4.2. Experimental setup

1) Evaluation Metrics: To evaluate the tracking accuracy, we used the following matching measures between the predicted target bounding boxes and the ground truth boxes.

a) Average Overlap (AO)

$$ \begin{array}{c}AO=\frac{1}{N}{\sum }_{i=0}^{N}Io{U}_i\end{array}$$(5)

This metric computes the average overlap between the predicted target box and the ground truth box for each frame, where  $$ {IoU}_i$$  represents the  $$ IoU$$  value for the  $$ i$$  frame, and  $$ N$$  is the total number of frames in the video sequence.

b) Area Under the Curve (AUC)

$$ \begin{array}{c}AUC= {\int }_0^{1}SR\left(IoU\right)\end{array}$$(6)

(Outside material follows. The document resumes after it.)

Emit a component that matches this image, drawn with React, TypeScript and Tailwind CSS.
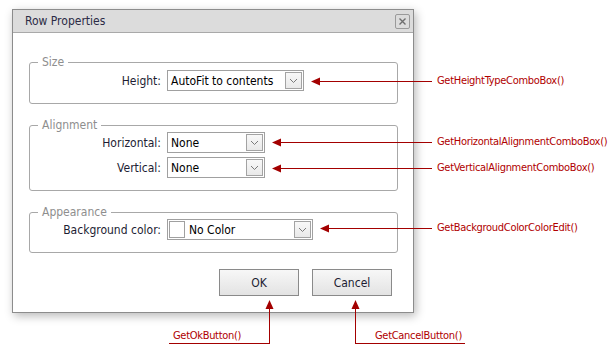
import type { ReactNode } from "react";

const FONT = "font-['DejaVu_Sans_Condensed','DejaVu_Sans',sans-serif]";

function Chevron() {
  return (
    <svg width="9" height="6" viewBox="0 0 9 6" className="block">
      <path d="M1 1 L4.5 4.5 L8 1" fill="none" stroke="#7a7a7a" strokeWidth="1" />
    </svg>
  );
}

function Combo({ width, children }: { width: string; children: ReactNode }) {
  return (
    <div className={`${width} h-[21px] border border-[#a0a0a0] bg-white flex items-center p-px`}>
      <div className="flex-1 flex items-center min-w-0 h-full">{children}</div>
      <div className="w-[17px] h-[17px] border border-[#a3a3a3] bg-gradient-to-b from-[#f8f8f8] to-[#e9e9e9] flex items-center justify-center">
        <Chevron />
      </div>
    </div>
  );
}

function Group({ title, height, pt, children }: { title: string; height: string; pt: string; children: ReactNode }) {
  return (
    <div className={`relative w-[369px] ${height} ${pt} border border-[#a8a8a8] rounded-[3px]`}>
      <span className="absolute -top-[9px] left-[8px] bg-white px-[4px] text-[12px] leading-[16px] text-[#8e8e8e]">
        {title}
      </span>
      {children}
    </div>
  );
}

function Row({ label, children }: { label: string; children: ReactNode }) {
  return (
    <div className="flex items-center">
      <span className="w-[131px] mr-[6px] text-right text-[12px] leading-[16px] text-[#1d1d33]">{label}</span>
      {children}
    </div>
  );
}

function Btn({ label }: { label: string }) {
  return (
    <div className="w-[80px] h-[27px] border border-[#8a8a8a] bg-gradient-to-b from-[#f7f7f7] to-[#e3e3e3] flex items-center justify-center text-[12px] text-[#1d1d33]">
      {label}
    </div>
  );
}

const RED = "#a30000";

function Note({ text, left, top }: { text: string; left: string; top: string }) {
  return (
    <span className={`absolute ${left} ${top} text-[11px] tracking-[-0.3px] leading-[14px] text-[#b00000] whitespace-nowrap`}>
      {text}
    </span>
  );
}

export default function App() {
  return (
    <div className={`relative w-[609px] h-[348px] bg-white overflow-hidden ${FONT}`}>
      <div className="ml-[12px] mt-[9px] w-[402px] h-[304px] border border-[#8c8c8c] bg-white shadow-[2px_3px_9px_rgba(0,0,0,0.28)] flex flex-col">
        <div className="h-[23px] shrink-0 bg-[#dcdcdc] border-b border-[#a9a9a9] flex items-center justify-between pl-[12px] pr-[3px]">
          <span className="text-[12px] leading-[16px] text-[#2b2b45]">Row Properties</span>
          <div className="w-[15px] h-[15px] border border-[#9a9a9a] rounded-[2px] flex items-center justify-center">
            <svg width="7" height="7" viewBox="0 0 7 7">
              <path d="M0.5 0.5 L6.5 6.5 M6.5 0.5 L0.5 6.5" stroke="#6e6e6e" strokeWidth="1.4" />
            </svg>
          </div>
        </div>

        <div className="pl-[16px] pt-[29px] flex flex-col">
          <Group title="Size" height="h-[42px]" pt="pt-[7px]">
            <Row label="Height:">
              <Combo width="w-[137px]">
                <span className="pl-[2px] text-[12px] text-[#000]">AutoFit to contents</span>
              </Combo>
            </Row>
          </Group>

          <div className="mt-[21px]">
            <Group title="Alignment" height="h-[66px]" pt="pt-[6px]">
              <div className="flex flex-col gap-[4px]">
                <Row label="Horizontal:">
                  <Combo width="w-[98px]">
                    <span className="pl-[2px] text-[12px] text-[#000]">None</span>
                  </Combo>
                </Row>
                <Row label="Vertical:">
                  <Combo width="w-[98px]">
                    <span className="pl-[2px] text-[12px] text-[#000]">None</span>
                  </Combo>
                </Row>
              </div>
            </Group>
          </div>

          <div className="mt-[21px]">
            <Group title="Appearance" height="h-[41px]" pt="pt-[6px]">
              <Row label="Background color:">
                <Combo width="w-[146px]">
                  <div className="w-[16px] h-[17px] border border-[#a0a0a0] bg-white" />
                  <span className="pl-[4px] text-[12px] text-[#000]">No Color</span>
                </Combo>
              </Row>
            </Group>
          </div>

          <div className="mt-[16px] w-[369px] pr-[6px] flex justify-end gap-[13px]">
            <Btn label="OK" />
            <Btn label="Cancel" />
          </div>
        </div>
      </div>

      <svg className="absolute inset-0 pointer-events-none" width="609" height="348">
        <g stroke={RED} strokeWidth="1" fill="none">
          <line x1="318" y1="81.5" x2="432" y2="81.5" />
          <line x1="278" y1="142.5" x2="432" y2="142.5" />
          <line x1="278" y1="168.5" x2="432" y2="168.5" />
          <line x1="327" y1="228.5" x2="432" y2="228.5" />
          <line x1="269.5" y1="308" x2="269.5" y2="343.5" />
          <line x1="169" y1="343.5" x2="270" y2="343.5" />
          <line x1="355.5" y1="308" x2="355.5" y2="343.5" />
          <line x1="355" y1="343.5" x2="465" y2="343.5" />
        </g>
        <g fill={RED}>
          <polygon points="311,81.5 320,77.5 320,85.5" />
          <polygon points="272,142.5 281,138.5 281,146.5" />
          <polygon points="272,168.5 281,164.5 281,172.5" />
          <polygon points="320,228.5 329,224.5 329,232.5" />
          <polygon points="269.5,300 265.5,309 273.5,309" />
          <polygon points="355.5,300 351.5,309 359.5,309" />
        </g>
      </svg>

      <Note text="GetHeightTypeComboBox()" left="left-[437px]" top="top-[74px]" />
      <Note text="GetHorizontalAlignmentComboBox()" left="left-[437px]" top="top-[135px]" />
      <Note text="GetVerticalAlignmentComboBox()" left="left-[437px]" top="top-[161px]" />
      <Note text="GetBackgroudColorColorEdit()" left="left-[437px]" top="top-[221px]" />
      <Note text="GetOkButton()" left="left-[173px]" top="top-[329px]" />
      <Note text="GetCancelButton()" left="left-[375px]" top="top-[329px]" />
    </div>
  );
}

This metric plots the success rate (SR) against the  $$ IoU$$  threshold ( $$ >0.5$$ ) and calculates the area under the curve to measure the overall performance of the model on the test set.

In quantifying the results, the following metrics were used to determine the model's accuracy:

c) Success Rate (SR)

$$ \begin{array}{c}SR=(Number of Successful Frames\\ /Total Number of Frames)\times 100\%\end{array}$$(6)

This metric measures the proportion of frames in which the tracking model successfully tracks the object within the video sequence.

2) Implementation Details: All experiments are conducted on the Nvidia GeForce 2080Ti GPU using the PyTorch framework. All models are trained for 300 epochs, and the batch size is set to 32. Each training period samples 60,000 frames, and each validation period samples 10,000 frames. Training results are printed every 50 steps. The learning rate is initialized to 0.0004 with a step decay factor of 0.1, and the AdamW is used. The learning rate decay is enabled after 240 epochs. The loss function uses  $$ IoU$$  loss and L1 loss with weights of 2.0 and 5.0, respectively.

4.3. Analysis results

In this study, the proposed ICT is compared with the two methods SwinTrack and AQATrack[21]. SwinTrack uses Swin Transformer as the backbone network and has certain performance in target tracking tasks. AQATrack is a Transformer-based target tracking method. By comparing these two methods on the GOT-10K dataset, the ability of the ICT model in terms of tracking accuracy and model efficiency can be comprehensively evaluated.

Experimental results are shown in Table 1. Proposed ICT shows excellent performance on the GOT-10K dataset. Its average overlap rate (AO) reaches 74.1%, 3.2% and 0.3% higher than SwinTrack and AQATrack, respectively. In terms of success rate metrics, ICT's  $$ {SR}_{0.5}$$  is 84.3% and  $$ {SR}_{0.75}$$  is 72.4%, both better than SwinTrack and AQATrack. This suggests that the ICT model has higher accuracy and robustness in the target tracking task, and can better handle challenges such as deformation, occlusion, and lighting changes of the target.

Table 2 compares the architectures of each model. The ICT uses Transformer as the backbone, with a parameter number of 48.9M, which is less than 72M of AQATrack, while maintaining a high speed, reaching 94.2fps, close to SwinTrack's 98fps. This shows that the ICT model has achieved a good balance between model efficiency and performance and is more practical.

Fig.2 shows the success rate curves of each model on the GOT-10K dataset. It can be seen that the curve of the ICT is above the entire overlap threshold range, especially in the high overlap threshold area, with more obvious advantages. This further verifies the tracking capability of the ICT model in complex scenarios.

Fig.3 shows the attention graph comparison of CSAM on the GOT-10k dataset. CSAM accurately focuses on the target key areas and suppresses background interference through self-attention. As can be seen from the figure, the self-attention mechanism of the ICT model can focus more accurately on the target area and match the real labels more accurately.

5. Conclusion and future works

The proposed ICT in this study is based on the Transformer architecture for video target tracking. It achieves performance superior to existing models through sampling every 200 frames and preprocessing of dynamic and static images on the GOT-10K dataset and combining appropriate evaluation indicators and training strategies. In terms of quantitative indicators,  $$ AO$$ ,  $$ {SR}_{0.5}$$  and  $$ {SR}_{0.75}$$  have all been improved to achieve a balance of efficiency and accuracy. ICT accurately focuses on the target through the self-attention mechanism to suppress background interference. However, it is not robust enough in extremely complex occlusion scenarios. In the future, the adaptability of the model in complex scenarios will be enhanced, and the generalization ability and robustness of the model will be improved.